▶ [INSTRUCTIONS TO FOLLOW]
Restate the full listing word for word and leave the pictures out.

----------------

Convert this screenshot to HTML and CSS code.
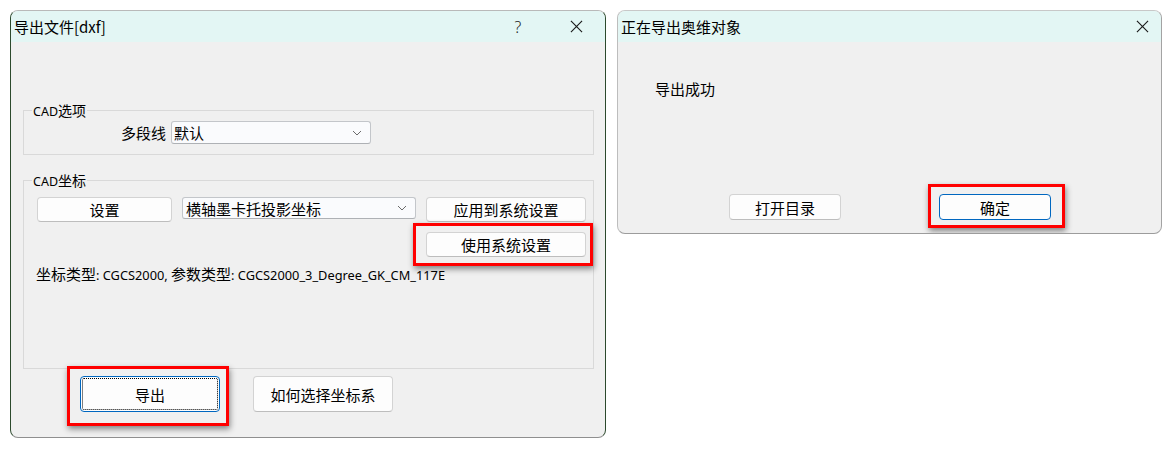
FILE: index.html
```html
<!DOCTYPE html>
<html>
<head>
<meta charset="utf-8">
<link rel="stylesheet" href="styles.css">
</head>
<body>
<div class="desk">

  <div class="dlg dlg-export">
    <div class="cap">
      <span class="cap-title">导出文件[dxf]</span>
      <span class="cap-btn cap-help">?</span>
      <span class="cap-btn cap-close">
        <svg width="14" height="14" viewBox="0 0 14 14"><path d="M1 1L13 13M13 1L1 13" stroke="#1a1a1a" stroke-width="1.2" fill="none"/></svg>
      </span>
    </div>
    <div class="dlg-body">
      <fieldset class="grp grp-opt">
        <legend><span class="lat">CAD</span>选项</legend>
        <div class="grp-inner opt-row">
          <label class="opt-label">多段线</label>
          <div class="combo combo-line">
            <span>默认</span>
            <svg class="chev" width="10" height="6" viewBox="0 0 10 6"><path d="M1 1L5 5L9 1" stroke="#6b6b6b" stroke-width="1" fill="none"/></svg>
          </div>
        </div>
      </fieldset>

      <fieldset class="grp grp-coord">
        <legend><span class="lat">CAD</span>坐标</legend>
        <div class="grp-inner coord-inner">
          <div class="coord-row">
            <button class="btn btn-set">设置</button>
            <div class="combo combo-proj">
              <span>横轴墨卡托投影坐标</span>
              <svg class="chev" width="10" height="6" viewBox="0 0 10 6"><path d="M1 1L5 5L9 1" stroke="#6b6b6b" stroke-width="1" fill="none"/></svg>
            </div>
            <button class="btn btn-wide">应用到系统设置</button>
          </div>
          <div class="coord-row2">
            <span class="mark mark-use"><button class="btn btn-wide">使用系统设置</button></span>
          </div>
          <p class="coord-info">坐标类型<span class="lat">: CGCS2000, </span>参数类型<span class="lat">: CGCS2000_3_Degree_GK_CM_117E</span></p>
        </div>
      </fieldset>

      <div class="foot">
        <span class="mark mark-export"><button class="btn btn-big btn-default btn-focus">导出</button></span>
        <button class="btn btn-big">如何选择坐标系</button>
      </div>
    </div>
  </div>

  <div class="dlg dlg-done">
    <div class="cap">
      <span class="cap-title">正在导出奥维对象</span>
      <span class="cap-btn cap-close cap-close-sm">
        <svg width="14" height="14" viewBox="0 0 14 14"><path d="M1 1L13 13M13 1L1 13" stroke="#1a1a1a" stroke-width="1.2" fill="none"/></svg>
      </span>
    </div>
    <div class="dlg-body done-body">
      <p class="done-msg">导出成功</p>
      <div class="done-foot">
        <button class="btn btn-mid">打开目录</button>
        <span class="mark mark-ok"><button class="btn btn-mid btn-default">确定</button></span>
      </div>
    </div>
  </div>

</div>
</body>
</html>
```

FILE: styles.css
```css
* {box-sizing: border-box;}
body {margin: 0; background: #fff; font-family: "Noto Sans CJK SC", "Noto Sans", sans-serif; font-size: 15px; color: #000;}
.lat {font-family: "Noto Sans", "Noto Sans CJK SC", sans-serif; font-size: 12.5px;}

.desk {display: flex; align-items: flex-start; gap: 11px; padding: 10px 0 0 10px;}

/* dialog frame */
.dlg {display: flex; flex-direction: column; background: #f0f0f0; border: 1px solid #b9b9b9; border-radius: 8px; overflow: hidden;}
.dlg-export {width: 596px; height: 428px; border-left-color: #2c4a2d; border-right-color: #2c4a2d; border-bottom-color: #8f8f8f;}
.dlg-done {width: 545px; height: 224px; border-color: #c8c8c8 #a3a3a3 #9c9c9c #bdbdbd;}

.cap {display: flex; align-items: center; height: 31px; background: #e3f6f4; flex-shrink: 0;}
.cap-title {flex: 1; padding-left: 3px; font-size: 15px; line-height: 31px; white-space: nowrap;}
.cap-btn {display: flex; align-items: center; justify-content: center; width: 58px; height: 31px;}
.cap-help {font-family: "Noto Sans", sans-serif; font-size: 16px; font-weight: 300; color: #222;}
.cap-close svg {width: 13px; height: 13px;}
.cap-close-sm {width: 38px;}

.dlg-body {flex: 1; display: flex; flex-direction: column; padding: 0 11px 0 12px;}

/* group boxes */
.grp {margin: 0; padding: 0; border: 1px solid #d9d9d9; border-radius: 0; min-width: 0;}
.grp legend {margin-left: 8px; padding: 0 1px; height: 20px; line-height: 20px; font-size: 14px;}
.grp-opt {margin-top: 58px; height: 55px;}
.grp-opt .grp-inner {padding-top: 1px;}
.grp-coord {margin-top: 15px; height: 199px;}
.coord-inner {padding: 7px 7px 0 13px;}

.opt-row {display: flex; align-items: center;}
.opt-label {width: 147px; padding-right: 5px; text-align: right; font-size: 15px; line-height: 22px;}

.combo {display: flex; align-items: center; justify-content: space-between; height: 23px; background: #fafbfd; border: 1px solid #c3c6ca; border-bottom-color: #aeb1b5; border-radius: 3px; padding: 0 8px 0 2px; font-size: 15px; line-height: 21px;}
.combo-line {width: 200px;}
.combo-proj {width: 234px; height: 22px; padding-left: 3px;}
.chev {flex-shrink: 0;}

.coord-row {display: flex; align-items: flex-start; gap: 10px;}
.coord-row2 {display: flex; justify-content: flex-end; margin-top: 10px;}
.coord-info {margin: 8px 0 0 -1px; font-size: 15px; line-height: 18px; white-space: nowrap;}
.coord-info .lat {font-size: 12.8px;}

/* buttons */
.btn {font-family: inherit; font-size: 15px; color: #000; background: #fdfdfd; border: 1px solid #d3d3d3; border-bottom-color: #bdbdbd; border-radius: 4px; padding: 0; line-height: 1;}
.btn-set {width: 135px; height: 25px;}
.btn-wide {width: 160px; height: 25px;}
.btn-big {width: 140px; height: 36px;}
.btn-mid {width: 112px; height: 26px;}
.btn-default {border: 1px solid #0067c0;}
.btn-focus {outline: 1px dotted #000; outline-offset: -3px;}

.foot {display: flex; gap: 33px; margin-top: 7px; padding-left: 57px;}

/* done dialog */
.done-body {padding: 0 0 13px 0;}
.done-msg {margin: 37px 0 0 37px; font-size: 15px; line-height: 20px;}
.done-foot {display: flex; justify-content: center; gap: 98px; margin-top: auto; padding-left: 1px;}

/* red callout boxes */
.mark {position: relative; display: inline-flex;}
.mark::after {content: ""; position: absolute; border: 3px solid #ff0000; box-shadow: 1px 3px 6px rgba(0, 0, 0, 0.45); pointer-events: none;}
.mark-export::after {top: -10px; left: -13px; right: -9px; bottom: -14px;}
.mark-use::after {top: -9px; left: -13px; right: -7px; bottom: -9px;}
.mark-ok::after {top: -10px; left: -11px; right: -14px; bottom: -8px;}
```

----------------

▶ [TASK OUTPUT]
Convert this screenshot to HTML and CSS code.
FILE: index.html
```html
<!DOCTYPE html>
<html>
<head>
<meta charset="utf-8">
<link rel="stylesheet" href="styles.css">
</head>
<body>
<div class="desk">

  <div class="dlg dlg-export">
    <div class="cap">
      <span class="cap-title">导出文件[dxf]</span>
      <span class="cap-btn cap-help">?</span>
      <span class="cap-btn cap-close">
        <svg width="14" height="14" viewBox="0 0 14 14"><path d="M1 1L13 13M13 1L1 13" stroke="#1a1a1a" stroke-width="1.2" fill="none"/></svg>
      </span>
    </div>
    <div class="dlg-body">
      <fieldset class="grp grp-opt">
        <legend><span class="lat">CAD</span>选项</legend>
        <div class="grp-inner opt-row">
          <label class="opt-label">多段线</label>
          <div class="combo combo-line">
            <span>默认</span>
            <svg class="chev" width="10" height="6" viewBox="0 0 10 6"><path d="M1 1L5 5L9 1" stroke="#6b6b6b" stroke-width="1" fill="none"/></svg>
          </div>
        </div>
      </fieldset>

      <fieldset class="grp grp-coord">
        <legend><span class="lat">CAD</span>坐标</legend>
        <div class="grp-inner coord-inner">
          <div class="coord-row">
            <button class="btn btn-set">设置</button>
            <div class="combo combo-proj">
              <span>横轴墨卡托投影坐标</span>
              <svg class="chev" width="10" height="6" viewBox="0 0 10 6"><path d="M1 1L5 5L9 1" stroke="#6b6b6b" stroke-width="1" fill="none"/></svg>
            </div>
            <button class="btn btn-wide">应用到系统设置</button>
          </div>
          <div class="coord-row2">
            <span class="mark mark-use"><button class="btn btn-wide">使用系统设置</button></span>
          </div>
          <p class="coord-info">坐标类型<span class="lat">: CGCS2000, </span>参数类型<span class="lat">: CGCS2000_3_Degree_GK_CM_117E</span></p>
        </div>
      </fieldset>

      <div class="foot">
        <span class="mark mark-export"><button class="btn btn-big btn-default btn-focus">导出</button></span>
        <button class="btn btn-big">如何选择坐标系</button>
      </div>
    </div>
  </div>

  <div class="dlg dlg-done">
    <div class="cap">
      <span class="cap-title">正在导出奥维对象</span>
      <span class="cap-btn cap-close cap-close-sm">
        <svg width="14" height="14" viewBox="0 0 14 14"><path d="M1 1L13 13M13 1L1 13" stroke="#1a1a1a" stroke-width="1.2" fill="none"/></svg>
      </span>
    </div>
    <div class="dlg-body done-body">
      <p class="done-msg">导出成功</p>
      <div class="done-foot">
        <button class="btn btn-mid">打开目录</button>
        <span class="mark mark-ok"><button class="btn btn-mid btn-default">确定</button></span>
      </div>
    </div>
  </div>

</div>
</body>
</html>
```

FILE: styles.css
```css
* {box-sizing: border-box;}
body {margin: 0; background: #fff; font-family: "Noto Sans CJK SC", "Noto Sans", sans-serif; font-size: 15px; color: #000;}
.lat {font-family: "Noto Sans", "Noto Sans CJK SC", sans-serif; font-size: 12.5px;}

.desk {display: flex; align-items: flex-start; gap: 11px; padding: 10px 0 0 10px;}

/* dialog frame */
.dlg {display: flex; flex-direction: column; background: #f0f0f0; border: 1px solid #b9b9b9; border-radius: 8px; overflow: hidden;}
.dlg-export {width: 596px; height: 428px; border-left-color: #2c4a2d; border-right-color: #2c4a2d; border-bottom-color: #8f8f8f;}
.dlg-done {width: 545px; height: 224px; border-color: #c8c8c8 #a3a3a3 #9c9c9c #bdbdbd;}

.cap {display: flex; align-items: center; height: 31px; background: #e3f6f4; flex-shrink: 0;}
.cap-title {flex: 1; padding-left: 3px; font-size: 15px; line-height: 31px; white-space: nowrap;}
.cap-btn {display: flex; align-items: center; justify-content: center; width: 58px; height: 31px;}
.cap-help {font-family: "Noto Sans", sans-serif; font-size: 16px; font-weight: 300; color: #222;}
.cap-close svg {width: 13px; height: 13px;}
.cap-close-sm {width: 38px;}

.dlg-body {flex: 1; display: flex; flex-direction: column; padding: 0 11px 0 12px;}

/* group boxes */
.grp {margin: 0; padding: 0; border: 1px solid #d9d9d9; border-radius: 0; min-width: 0;}
.grp legend {margin-left: 8px; padding: 0 1px; height: 20px; line-height: 20px; font-size: 14px;}
.grp-opt {margin-top: 58px; height: 55px;}
.grp-opt .grp-inner {padding-top: 1px;}
.grp-coord {margin-top: 15px; height: 199px;}
.coord-inner {padding: 7px 7px 0 13px;}

.opt-row {display: flex; align-items: center;}
.opt-label {width: 147px; padding-right: 5px; text-align: right; font-size: 15px; line-height: 22px;}

.combo {display: flex; align-items: center; justify-content: space-between; height: 23px; background: #fafbfd; border: 1px solid #c3c6ca; border-bottom-color: #aeb1b5; border-radius: 3px; padding: 0 8px 0 2px; font-size: 15px; line-height: 21px;}
.combo-line {width: 200px;}
.combo-proj {width: 234px; height: 22px; padding-left: 3px;}
.chev {flex-shrink: 0;}

.coord-row {display: flex; align-items: flex-start; gap: 10px;}
.coord-row2 {display: flex; justify-content: flex-end; margin-top: 10px;}
.coord-info {margin: 8px 0 0 -1px; font-size: 15px; line-height: 18px; white-space: nowrap;}
.coord-info .lat {font-size: 12.8px;}

/* buttons */
.btn {font-family: inherit; font-size: 15px; color: #000; background: #fdfdfd; border: 1px solid #d3d3d3; border-bottom-color: #bdbdbd; border-radius: 4px; padding: 0; line-height: 1;}
.btn-set {width: 135px; height: 25px;}
.btn-wide {width: 160px; height: 25px;}
.btn-big {width: 140px; height: 36px;}
.btn-mid {width: 112px; height: 26px;}
.btn-default {border: 1px solid #0067c0;}
.btn-focus {outline: 1px dotted #000; outline-offset: -3px;}

.foot {display: flex; gap: 33px; margin-top: 7px; padding-left: 57px;}

/* done dialog */
.done-body {padding: 0 0 13px 0;}
.done-msg {margin: 37px 0 0 37px; font-size: 15px; line-height: 20px;}
.done-foot {display: flex; justify-content: center; gap: 98px; margin-top: auto; padding-left: 1px;}

/* red callout boxes */
.mark {position: relative; display: inline-flex;}
.mark::after {content: ""; position: absolute; border: 3px solid #ff0000; box-shadow: 1px 3px 6px rgba(0, 0, 0, 0.45); pointer-events: none;}
.mark-export::after {top: -10px; left: -13px; right: -9px; bottom: -14px;}
.mark-use::after {top: -9px; left: -13px; right: -7px; bottom: -9px;}
.mark-ok::after {top: -10px; left: -11px; right: -14px; bottom: -8px;}
```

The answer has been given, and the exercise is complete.